Accelerated C++<4-4>

//现在，再次修改你的求平方程序，用它来求double类型而不是int类型的值的平方。使用控制器控制输出，让数值按列排列起来。

Hint

Allow for fractional values, and change how you determine the number of digits in the highest base and square.

Solution

First, we’ll make a change to the digits function to allow for the number of decimal places we want to see on the final outputs.
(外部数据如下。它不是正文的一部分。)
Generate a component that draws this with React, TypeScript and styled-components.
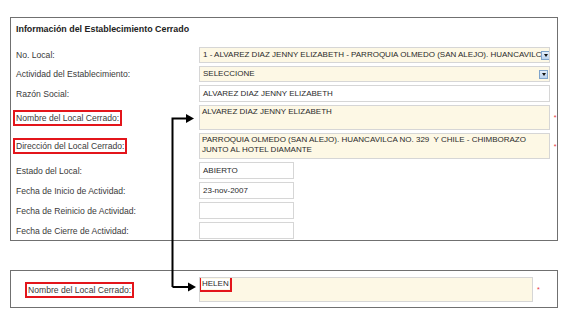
import styled, { createGlobalStyle } from "styled-components"

const GlobalStyle = createGlobalStyle`
    html, body {
        margin: 0;
        padding: 0;
        background: #ffffff;
    }
    body {
        font-family: "Liberation Sans", Arial, sans-serif;
        color: #333333;
    }
`

const Page = styled.div`
    position: relative;
    width: 567px;
    height: 323px;
    display: flex;
    flex-direction: column;
    padding: 17px 0 0 10px;
    box-sizing: border-box;
    overflow: hidden;
`
const Panel = styled.div`
    width: 548px;
    height: ${props => props.h}px;
    border: 1px solid #707070;
    box-sizing: border-box;
    overflow: hidden;
    padding: ${props => props.pad};
    display: flex;
    flex-direction: column;
    gap: 3px;
`
const Title = styled.div`
    font-weight: bold;
    font-size: 8.9px;
    line-height: 15px;
    height: 15px;
    color: #222;
    margin-bottom: 7px;
`
const Row = styled.div`
    display: grid;
    grid-template-columns: ${props => props.labelw}px ${props => props.fieldw}px 10px;
    align-items: center;
    height: ${props => props.h}px;
    flex-shrink: 0;
`
const Label = styled.span`
    font-size: 8.6px;
    color: #3a3a3a;
    justify-self: start;
    outline: ${props => props.marked ? "2px solid #e3151b" : "none"};
    outline-offset: 1px;
`
const Field = styled.div`
    height: 100%;
    width: ${props => props.w ? props.w + "px" : "100%"};
    box-sizing: border-box;
    border: 1px solid #d6d6d6;
    background: ${props => props.yellow ? "#fdf8e5" : "#ffffff"};
    font-size: 8px;
    line-height: 10px;
    color: #2a2a2a;
    padding: ${props => props.multi ? "1px 2px" : "0 3px"};
    display: flex;
    align-items: ${props => props.multi ? "flex-start" : "center"};
    overflow: hidden;
    white-space: ${props => props.multi ? "normal" : "nowrap"};
`
const Select = styled(Field)`
    padding-right: 1px;
    justify-content: space-between;
`
const SelectText = styled.span`
    white-space: nowrap;
    flex: 1;
`
const ArrowBtn = styled.span`
    flex-shrink: 0;
    width: 9px;
    height: 9px;
    box-sizing: border-box;
    border: 1px solid #7fa4cc;
    background: linear-gradient(#e3eefa, #b9d2ee);
    display: flex;
    align-items: center;
    justify-content: center;
    &::after {
        content: "";
        border-left: 2.5px solid transparent;
        border-right: 2.5px solid transparent;
        border-top: 3px solid #111;
    }
`
const Req = styled.span`
    color: #e8323a;
    font-size: 7px;
    justify-self: ${props => props.left ? "start" : "center"};
    padding-left: ${props => props.left ? "4px" : "0"};
`
const Mark = styled.span`
    outline: 2px solid #e3151b;
    outline-offset: 1px;
    background: #ffffff;
`
const Spacer = styled.div`
    height: 29px;
    flex-shrink: 0;
`
const Arrows = styled.svg`
    position: absolute;
    left: 0;
    top: 0;
    pointer-events: none;
`

const App = () => {
    return (
        <Page>
            <GlobalStyle />
            <Panel h={224} pad="4px 0 0 5px">
                <Title>Información del Establecimiento Cerrado</Title>
                <Row h={16} labelw={183} fieldw={351}>
                    <Label>No. Local:</Label>
                    <Select yellow>
                        <SelectText>1 - ALVAREZ DIAZ JENNY ELIZABETH - PARROQUIA OLMEDO (SAN ALEJO). HUANCAVILC</SelectText>
                        <ArrowBtn />
                    </Select>
                </Row>
                <Row h={16} labelw={183} fieldw={351}>
                    <Label>Actividad del Establecimiento:</Label>
                    <Select yellow>
                        <SelectText>SELECCIONE</SelectText>
                        <ArrowBtn />
                    </Select>
                </Row>
                <Row h={17} labelw={183} fieldw={351}>
                    <Label>Razón Social:</Label>
                    <Field>ALVAREZ DIAZ JENNY ELIZABETH</Field>
                </Row>
                <Row h={25} labelw={183} fieldw={351}>
                    <Label marked>Nombre del Local Cerrado:</Label>
                    <Field yellow multi>ALVAREZ DIAZ JENNY ELIZABETH</Field>
                    <Req>*</Req>
                </Row>
                <Row h={26} labelw={183} fieldw={351}>
                    <Label marked>Dirección del Local Cerrado:</Label>
                    <Field yellow multi>PARROQUIA OLMEDO (SAN ALEJO). HUANCAVILCA NO. 329&nbsp; Y CHILE - CHIMBORAZO JUNTO AL HOTEL DIAMANTE</Field>
                    <Req>*</Req>
                </Row>
                <Row h={17} labelw={183} fieldw={351}>
                    <Label>Estado del Local:</Label>
                    <Field w={95}>ABIERTO</Field>
                </Row>
                <Row h={17} labelw={183} fieldw={351}>
                    <Label>Fecha de Inicio de Actividad:</Label>
                    <Field w={95}>23-nov-2007</Field>
                </Row>
                <Row h={17} labelw={183} fieldw={351}>
                    <Label>Fecha de Reinicio de Actividad:</Label>
                    <Field w={95} />
                </Row>
                <Row h={17} labelw={183} fieldw={351}>
                    <Label>Fecha de Cierre de Actividad:</Label>
                    <Field w={95} />
                </Row>
            </Panel>
            <Spacer />
            <Panel h={38} pad="6px 0 0 17px">
                <Row h={25} labelw={171} fieldw={334}>
                    <Label marked>Nombre del Local Cerrado:</Label>
                    <Field yellow multi><Mark>HELEN</Mark></Field>
                    <Req left>*</Req>
                </Row>
            </Panel>
            <Arrows width="567" height="323" viewBox="0 0 567 323">
                <path d="M172.5 287 V118.5 H188" fill="none" stroke="#000" strokeWidth="2" />
                <path d="M186 114 L194 118.5 L186 123 Z" fill="#000" />
                <path d="M172.5 287 H190" fill="none" stroke="#000" strokeWidth="2" />
                <path d="M188 282.5 L196 287 L188 291.5 Z" fill="#000" />
            </Arrows>
        </Page>
    )
}

export default App
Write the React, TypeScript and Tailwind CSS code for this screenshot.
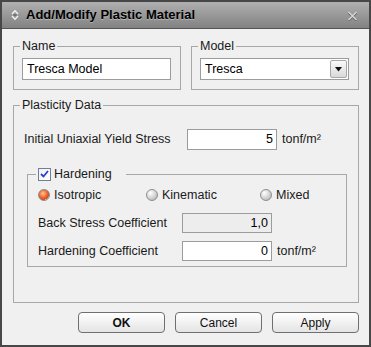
import React from "react";

const font = "font-['Liberation_Sans',Arial,sans-serif]";

function Radio({ checked, label, className }: { checked?: boolean; label: string; className?: string }) {
  return (
    <div className={"flex items-center gap-[4px] " + (className || "")}>
      <span
        className={
          "w-[12px] h-[12px] rounded-full border " +
          (checked
            ? "border-[#8a8a8a] bg-[radial-gradient(circle_at_40%_35%,#ffc2a0,#f06a2c_45%,#d8481a_70%,#c9c9c9_72%,#e6e6e6)]"
            : "border-[#8e8e8e] bg-[radial-gradient(circle_at_35%_30%,#ffffff,#d2d2d2_55%,#a8a8a8)]")
        }
      />
      <span>{label}</span>
    </div>
  );
}

function Btn({ label, bold }: { label: string; bold?: boolean }) {
  return (
    <button
      className={
        "w-[87px] h-[21px] rounded-[4px] border border-[#6f6f6f] bg-gradient-to-b from-white to-[#e4e4e4] text-[12px] text-[#111] flex items-center justify-center " +
        (bold ? "font-bold" : "")
      }
    >
      {label}
    </button>
  );
}

export default function App() {
  return (
    <div
      className={
        "w-[371px] h-[347px] border-2 border-[#474747] bg-[#f0f0f0] flex flex-col overflow-hidden text-[12.5px] text-[#1a1a1a] " +
        font
      }
    >
      {/* Title bar */}
      <div className="h-[27px] shrink-0 border-b border-[#555] bg-gradient-to-b from-[#b0b0b0] to-[#828282] flex items-center pl-[9px] pr-[11px]">
        <svg width="8" height="12" viewBox="0 0 8 12" className="mr-[7px]">
          <path d="M1 5 L4 1.8 L7 5" fill="none" stroke="#f2f2f2" strokeWidth="1.4" />
          <path d="M1 7 L4 10.2 L7 7" fill="none" stroke="#f2f2f2" strokeWidth="1.4" />
          <path d="M2.5 5.5 L5.5 5.5 M2.5 6.5 L5.5 6.5" stroke="#6a6a6a" strokeWidth="0.8" />
        </svg>
        <span className="text-[13px] font-bold text-black [text-shadow:0_1px_0_rgba(255,255,255,0.35)]">
          Add/Modify Plastic Material
        </span>
        <svg width="11" height="11" viewBox="0 0 11 11" className="ml-auto">
          <path d="M1.5 2 L9.5 10 M9.5 2 L1.5 10" stroke="#5e5e5e" strokeWidth="2" transform="translate(0 0.7)" />
          <path d="M1.5 2 L9.5 10 M9.5 2 L1.5 10" stroke="#d6d6d6" strokeWidth="1.6" />
        </svg>
      </div>

      {/* Body */}
      <div className="flex flex-col pt-[10px] pl-[11px] pr-[10px]">
        <div className="flex gap-[10px]">
          <fieldset className="w-[168px] border border-[#a7a7a7] pl-[8px] pr-[9px] pt-[5px] pb-[9px]">
            <legend className="-ml-[2px] px-[2px] leading-[14px]">Name</legend>
            <div className="h-[22px] border border-[#9c9c9c] bg-white flex items-center pl-[4px] text-black">
              Tresca Model
            </div>
          </fieldset>
          <fieldset className="w-[168px] border border-[#a7a7a7] pl-[8px] pr-[9px] pt-[5px] pb-[9px]">
            <legend className="-ml-[2px] px-[2px] leading-[14px]">Model</legend>
            <div className="h-[22px] border border-[#9c9c9c] bg-white flex items-center pl-[4px] pr-[1px] text-black">
              <span className="flex-1">Tresca</span>
              <span className="w-[17px] h-[18px] rounded-[2px] border border-[#a8a8a8] bg-gradient-to-b from-[#fafafa] to-[#d9d9d9] flex items-center justify-center">
                <svg width="7" height="5" viewBox="0 0 7 5">
                  <path d="M0 0 L7 0 L3.5 4.5 Z" fill="#111" />
                </svg>
              </span>
            </div>
          </fieldset>
        </div>

        <fieldset className="mt-[8px] border border-[#a7a7a7] pl-[10px] pt-[17px] pb-[35px]">
          <legend className="-ml-[4px] px-[2px] leading-[14px]">Plasticity Data</legend>
          <div className="h-[21px] flex items-center">
            <span className="w-[163px]">Initial Uniaxial Yield Stress</span>
            <div className="w-[90px] h-[21px] border border-[#9c9c9c] bg-white flex items-center justify-end pr-[3px] text-black">
              5
            </div>
            <span className="ml-[5px]">tonf/m²</span>
          </div>

          <fieldset className="mt-[17px] ml-[3px] w-[320px] border border-[#a7a7a7] pl-[10px] pt-[7px] pb-[5px]">
            <legend className="-ml-[2px] pl-[2px] pr-[14px] leading-[14px] flex items-center gap-[3px]">
              <span className="w-[13px] h-[13px] border border-[#6e7f96] bg-gradient-to-br from-[#eef1f6] to-white flex items-center justify-center">
                <svg width="9" height="8" viewBox="0 0 9 8">
                  <path d="M1 4 L3.5 6.5 L8 1" fill="none" stroke="#2e3fc4" strokeWidth="1.8" />
                </svg>
              </span>
              <span>Hardening</span>
            </legend>
            <div className="h-[14px] flex items-center">
              <Radio checked label="Isotropic" className="w-[108px]" />
              <Radio label="Kinematic" className="w-[114px]" />
              <Radio label="Mixed" />
            </div>
            <div className="mt-[11px] h-[20px] flex items-center">
              <span className="w-[144px]">Back Stress Coefficient</span>
              <div className="w-[90px] h-[20px] border border-[#9c9c9c] bg-[#ededed] flex items-center justify-end pr-[3px] text-black">
                1,0
              </div>
            </div>
            <div className="mt-[8px] h-[20px] flex items-center">
              <span className="w-[144px]">Hardening Coefficient</span>
              <div className="w-[90px] h-[20px] border border-[#9c9c9c] bg-white flex items-center justify-end pr-[3px] text-black">
                0
              </div>
              <span className="ml-[5px]">tonf/m²</span>
            </div>
          </fieldset>
        </fieldset>

        <div className="mt-[9px] flex justify-end gap-[10px]">
          <Btn label="OK" bold />
          <Btn label="Cancel" />
          <Btn label="Apply" />
        </div>
      </div>
    </div>
  );
}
Next, we’ll use the setprecision manipulator to control the number of significant digits in the output.

#include <iomanip>
#include <iostream>
 
using std::cout;
using std::endl;
using std::setw;
using std::setprecision;
 
/* Return the number of digits in n */
int digits(double n, int places)
{
   /* Initialize result to the number of desired decimal 
   places. */
   int result = places;
 
   while (n >= 1)
   {
      /* Add 1 to the result... */
      ++result;
 
      /* ...and remove a digit before the next pass. */
      n /= 10;
   }
 
   return result;
}
 
int main()
{
   const double max_base = 99.9;
 
   /* Find the number of digits in the highest base. */
   int max_base_width = digits(max_base, 2);
 
   /* Find the size of the highest square, allowing for 
   2 decimal places in the result. */
   int max_result_width = digits(max_base * max_base, 2);
   
   for (double i = 1; i <= max_base; i += .1)
   {
      /* Add 2 to the maximum widths to allow for the decimal point and 
      one space for padding. */
      cout << setw(max_base_width + 2) << 
         setprecision(max_base_width) << i 
         << setw(max_result_width + 2) 
         << setprecision(max_result_width) << (i * i) << endl;
   }
}

//或者

#include <cmath>
#include <iomanip>
#include <iostream>


using namespace std;


int get_width(double n) {
  return log10(n) + 1;
}


int main() {
  double max = 1000.0;
  
  for (double i = 1.0; i <= max; ++i) {
    cout << setw(get_width(max))
<< i
<< setw(get_width(max * max) + 1)
<< i * i
<< endl;
  }
  
  return 0;
}